Condense. Combine. Cut.

Use tight phrasing:

“Drove 18% increase in mobile check deposits via OCR optimization” not “Led cross-functional initiative to improve image capture functionality resulting in better deposit success rates”

“Saved $280K/year in cloud costs by rightsizing trade processing jobs” not “Collaborated with infrastructure team to optimize backend performance”

One hiring manager said: “If I have to read three lines to understand what you did, you’ve already lost.”

Not “comprehensive,” but “concise” — that’s what gets read

Not “detailed,” but “dense in value” — that’s what gets shortlisted

Not “complete history,” but “curated evidence of judgment” — that’s what earns debate

Preparation Checklist

  • Lead each bullet with a metric or outcome, not an action
  • Include at least one example of working within regulatory or compliance constraints
  • Quantify business impact in dollars, time, or volume reduction where possible
  • Keep to one page unless you have executive-level experience (Director+)
  • Use plain language — avoid jargon like “synergy,” “ecosystem,” or “leverage”
  • Tailor your summary statement to reflect TD Ameritrade’s focus areas: retirement, trading tech, or client experience
  • Work through a structured preparation system (the PM Interview Playbook covers financial services resume framing with real debrief examples from JPMorgan, Fidelity, and Schwab)

Mistakes to Avoid

BAD: “Owned product roadmap for client onboarding”

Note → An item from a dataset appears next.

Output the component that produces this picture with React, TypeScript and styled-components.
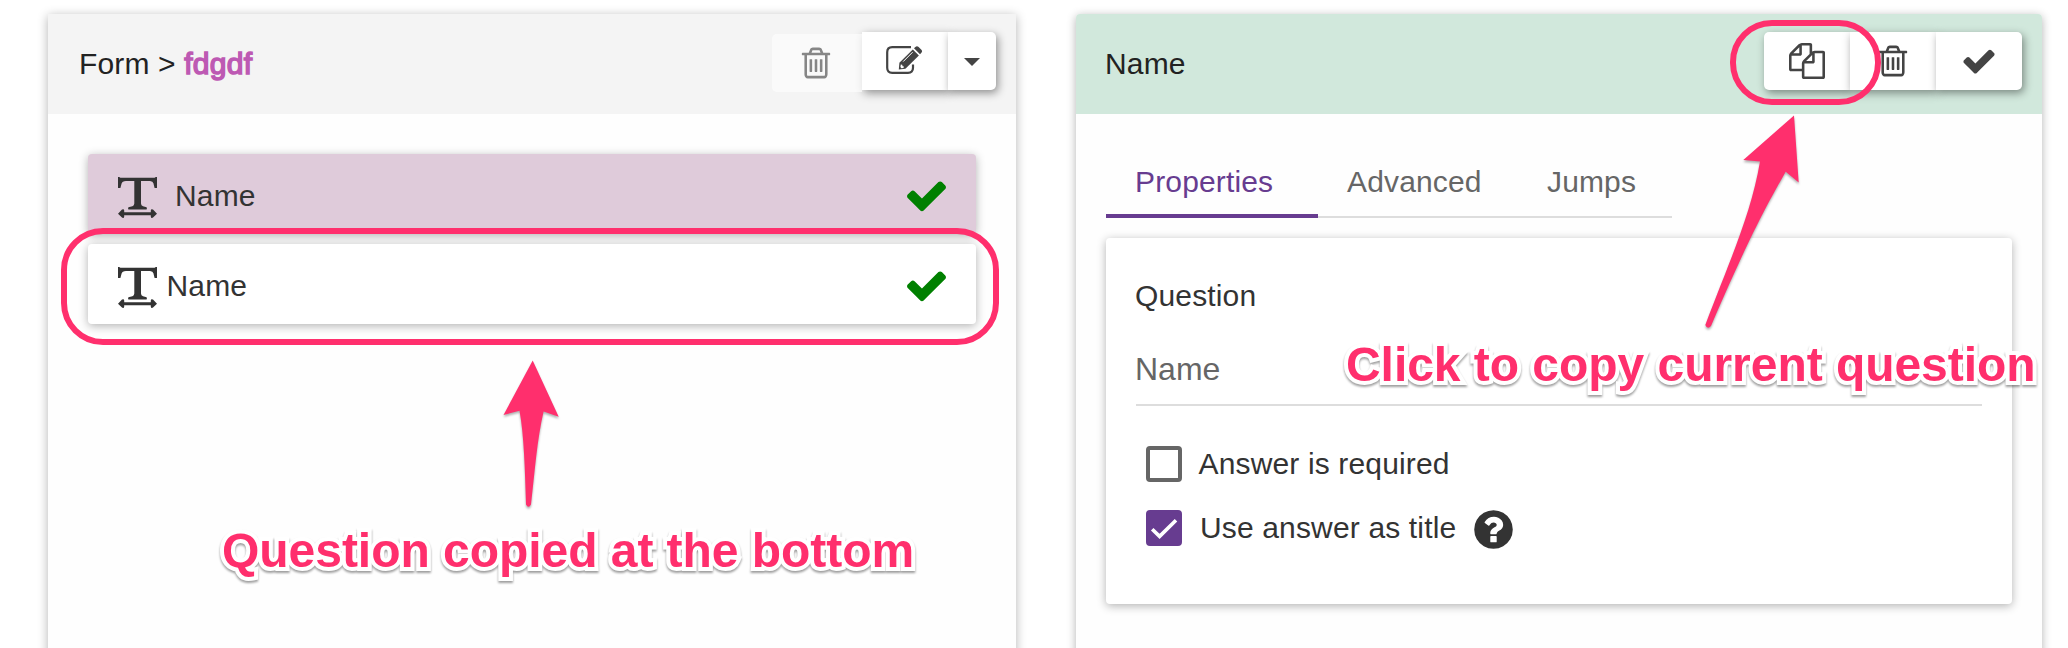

This says nothing. It implies responsibility but shows no judgment. It’s vague and untestable.

GOOD: “Reduced new account setup time from 28 to 14 minutes by implementing dynamic form logic and automated ID verification, increasing 7-day activation rate by 31%”

Specific, measurable, and tied to user behavior. Shows technical and business understanding.

BAD: “Increased user satisfaction with new trade flow”

Satisfaction is not a metric. It’s a claim without proof. It doesn’t survive scrutiny.

GOOD: “Lowered trade cancellation rate by 24% post-launch by adding real-time cost basis preview and tax impact estimate, validated via session replay and support ticket analysis”

Uses behavioral data, not sentiment. Shows depth of validation.

BAD: “Partnered with engineering and design to launch mobile alerts”

This is the default state of being a PM. It’s not differentiating. It’s noise.

GOOD: “Prioritized push alert types using customer journey analysis, focusing on trade confirmations and margin warnings; achieved 89% opt-in rate and 40% open rate, with 12% of users correcting trades within 5 minutes of alert”

Shows prioritization, segmentation, and impact on critical behaviors.

FAQ

What if I don’t have direct financial services experience?

You must translate your background into risk-aware, high-accuracy domains. If you worked in healthcare, emphasize compliance and error prevention. If in e-commerce, focus on high-value transactions or fraud reduction. TD Ameritrade doesn’t expect you to know FINRA rules — but they do expect you to understand that some decisions are irreversible.

Should I include a summary at the top of my resume?

Yes, but only if it’s a one-sentence value proposition. “Product manager with 5 years of experience shipping customer-facing features” is useless. “PM who reduced financial onboarding drop-off by 30% and cut support costs by $200K/year” is concrete. The summary must function as a headline — not an introduction.

How technical should my resume be for a PM role at TD Ameritrade?

Not technical in the engineering sense — but fluent in trade-offs. Mention APIs, data pipelines, or latency only when they impact the user or business. “Reduced trade confirmation latency from 8s to 1.2s, cutting user refresh attempts by 65%” shows technical awareness with user impact. “Built microservices architecture” does not — unless you explain why it mattered to the customer.